Bhadra Purnima, Ambaji

The shrine of the Goddess Ambaji located in the village bearng her name, lies at the foothills of the Aravalli mountain range. It is the principal shrine of the goddess in Gujarat and its origins are lost in the mists of time. The temple of Ambaji is recognised as one of the original Shakti pithas where, according the ancient scriptures written about the goddess, the heart of the Goddess Ambaji fell to earth, when her body was dismembered. It is said that the tonsorial ceremony of Shri Krishna was performed at Ambaji!

Bhadra Purnima Fair

On full moon days there is a virtual festival at Ambaji, but the full moon of Bhadrapad is one of the four most important festival days of the year, when agriculturists go to the temple in their thousands, along with members of the general public. There is a large fair on this occasion, while in the evening performances of Bhavai are held, and garba programmes are organised. The devout attend readings of the Saptashati, the seven hundred verses in praise of the goddess, and visit the temple for an auspicous view, darshan, of her.

The Sun Temple, Modhera and the Dance Festival

The ruins of the 11th century Sun Temple at Modhera in North Gujarat, are an impressive sight. It stands on a knoll in the village of Modhera, eighteen miles south of Anhilvad, the former Hindu capital of Gujarat. Modhera was evidently a site of great importance at one time.

Shamlaji Melo, Shamlaji (Kartik Purnima Fair)

Shamlaji, on the Ahmedabad-Delhi road, was once a town of great historical significance. It is 80 kms from Ahmedabad and 32 kms from Himatnagar.
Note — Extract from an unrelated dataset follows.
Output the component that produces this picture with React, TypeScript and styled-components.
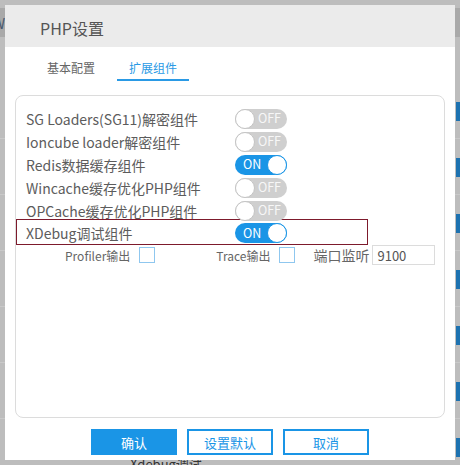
import React from "react";
import styled, { createGlobalStyle } from "styled-components";

const BLUE = "#1a95e6";
const FONT = `"Noto Sans CJK SC", "Noto Sans", sans-serif`;

const GlobalStyle = createGlobalStyle`
  html, body { margin: 0; padding: 0; }
  body {
    width: 460px;
    height: 465px;
    overflow: hidden;
    background: #bdbdbd;
    font-family: ${FONT};
  }
`;

const Page = styled.div`
  position: relative;
  width: 460px;
  height: 465px;
  overflow: hidden;
  background: #bdbdbd;
`;

const BgHeader = styled.div`
  margin-top: 8px;
  height: 29px;
  background: #a9a9a9;
  display: flex;
  align-items: center;
  font-size: 15px;
  color: #4a5a70;
  text-indent: -8px;
`;

const BgSpacer = styled.div`
  height: 46px;
`;

const BgRow = styled.div`
  position: relative;
  height: 55px;
  border-bottom: 1px solid #c9c9c9;
`;

const BgBadge = styled.span`
  position: absolute;
  left: 456px;
  top: 19px;
  width: 22px;
  height: 19px;
  background: #1d72b0;
`;

const BgText = styled.span`
  position: absolute;
  left: 130px;
  top: 454px;
  font-size: 13px;
  color: #333;
`;

const Modal = styled.div`
  position: absolute;
  left: 5px;
  top: 5px;
  width: 450px;
  height: 455px;
  background: #fff;
  display: flex;
  flex-direction: column;
  box-sizing: border-box;
`;

const Header = styled.div`
  height: 42px;
  flex: none;
  background: #ebebeb;
  display: flex;
  align-items: center;
  padding: 3px 0 0 35px;
  box-sizing: border-box;
  font-size: 16px;
  color: #555;
`;

const Tabs = styled.div`
  display: flex;
  gap: 10px;
  margin: 10px 0 0 30px;
  flex: none;
`;

const Tab = styled.div<{ $active?: boolean }>`
  height: 24px;
  box-sizing: border-box;
  padding: 0 12px;
  line-height: 22px;
  font-size: 12px;
  color: ${(p) => (p.$active ? "#2a9ae5" : "#666")};
  border-bottom: 2px solid ${(p) => (p.$active ? "#2a9ae5" : "transparent")};
`;

const Panel = styled.div`
  flex: 1;
  margin: 14px 10px 0;
  border: 1px solid #dcdcdc;
  border-radius: 8px;
  padding-top: 11px;
  display: flex;
  flex-direction: column;
`;

const OptionRow = styled.div<{ $highlight?: boolean }>`
  display: grid;
  grid-template-columns: 209px auto;
  align-items: center;
  width: 352px;
  box-sizing: border-box;
  height: ${(p) => (p.$highlight ? "26px" : "23px")};
  margin-top: ${(p) => (p.$highlight ? "-3px" : "0")};
  padding: ${(p) => (p.$highlight ? "2px 0 0 9px" : "0 0 0 10px")};
  border: ${(p) => (p.$highlight ? "1px solid #7d1a2c" : "none")};
`;

const OptionLabel = styled.span`
  font-size: 14px;
  color: #5c5c5c;
  white-space: nowrap;
`;

const Switch = styled.span<{ $on?: boolean }>`
  position: relative;
  display: flex;
  align-items: center;
  justify-content: ${(p) => (p.$on ? "flex-start" : "flex-end")};
  width: 52px;
  height: 20px;
  border-radius: 10px;
  box-sizing: border-box;
  padding: ${(p) => (p.$on ? "0 0 0 8px" : "0 6px 0 0")};
  background: ${(p) => (p.$on ? BLUE : "#cfcfcf")};
  font-size: 12.5px;
  color: ${(p) => (p.$on ? "#fff" : "#f7f7f7")};
  line-height: 1;
`;

const Knob = styled.span<{ $on?: boolean }>`
  position: absolute;
  top: 0;
  ${(p) => (p.$on ? "right: 0;" : "left: 0;")}
  width: 20px;
  height: 20px;
  border-radius: 50%;
  box-sizing: border-box;
  background: #fff;
  border: 1px solid ${(p) => (p.$on ? BLUE : "#c4c4c4")};
`;

const SubRow = styled.div`
  display: flex;
  align-items: center;
  height: 20px;
  padding-left: 49px;
`;

const SubLabel = styled.span<{ $big?: boolean }>`
  font-size: ${(p) => (p.$big ? "14px" : "12px")};
  color: #666;
  white-space: nowrap;
`;

const Check = styled.span<{ $gapAfter: number }>`
  width: 16px;
  height: 16px;
  box-sizing: border-box;
  border: 1px solid #8fc7ef;
  background: #fff;
  margin: 0 ${(p) => p.$gapAfter}px 0 9px;
`;

const PortInput = styled.input`
  width: 63px;
  height: 20px;
  box-sizing: border-box;
  margin-left: 3px;
  border: 1px solid #dcdcdc;
  padding: 0 4px;
  font-family: ${FONT};
  font-size: 13px;
  color: #555;
  outline: none;
`;

const Footer = styled.div`
  flex: none;
  display: flex;
  justify-content: center;
  gap: 10px;
  padding: 11px 0 5px;
`;

const Button = styled.button<{ $primary?: boolean }>`
  width: 86px;
  height: 26px;
  box-sizing: border-box;
  font-family: ${FONT};
  font-size: 13px;
  border: ${(p) => (p.$primary ? "none" : `2px solid ${BLUE}`)};
  background: ${(p) => (p.$primary ? BLUE : "#fff")};
  color: ${(p) => (p.$primary ? "#fff" : BLUE)};
  padding: 0;
  cursor: pointer;
`;

const options: { label: string; on: boolean }[] = [
  { label: "SG Loaders(SG11)解密组件", on: false },
  { label: "Ioncube loader解密组件", on: false },
  { label: "Redis数据缓存组件", on: true },
  { label: "Wincache缓存优化PHP组件", on: false },
  { label: "OPCache缓存优化PHP组件", on: false },
];

function Toggle({ on }: { on: boolean }) {
  return (
    <Switch $on={on}>
      {on ? "ON" : "OFF"}
      <Knob $on={on} />
    </Switch>
  );
}

export default function App() {
  return (
    <Page>
      <GlobalStyle />
      <BgHeader>W</BgHeader>
      <BgSpacer />
      {Array.from({ length: 7 }).map((_, i) => (
        <BgRow key={i}>
          <BgBadge />
        </BgRow>
      ))}
      <BgText>Xdebug调试</BgText>
      <Modal>
        <Header>PHP设置</Header>
        <Tabs>
          <Tab>基本配置</Tab>
          <Tab $active>扩展组件</Tab>
        </Tabs>
        <Panel>
          {options.map((o) => (
            <OptionRow key={o.label}>
              <OptionLabel>{o.label}</OptionLabel>
              <Toggle on={o.on} />
            </OptionRow>
          ))}
          <OptionRow $highlight>
            <OptionLabel>XDebug调试组件</OptionLabel>
            <Toggle on={true} />
          </OptionRow>
          <SubRow>
            <SubLabel>Profiler输出</SubLabel>
            <Check $gapAfter={61} />
            <SubLabel>Trace输出</SubLabel>
            <Check $gapAfter={18} />
            <SubLabel $big>端口监听</SubLabel>
            <PortInput defaultValue="9100" />
          </SubRow>
        </Panel>
        <Footer>
          <Button $primary>确认</Button>
          <Button>设置默认</Button>
          <Button>取消</Button>
        </Footer>
      </Modal>
    </Page>
  );
}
The Shamlaji Temple is a renowned Vaishnav shrine, and the deity housed therein is known by various names including Gadadhar - bearer of the mace - and Shaksi Gopal.

The Shamlaji Fair

This is also called the Kartik Pumima Fair and is held during the month of November, every year. It lasts for about two weeks . During this period, nearly 200,000 people of all communities and castes including the Garasias & Bhils, visit the fair from Rajasthan.

Apart from a darshan of the deity in the temple, a bath in the river Meshwo is. Considered essential.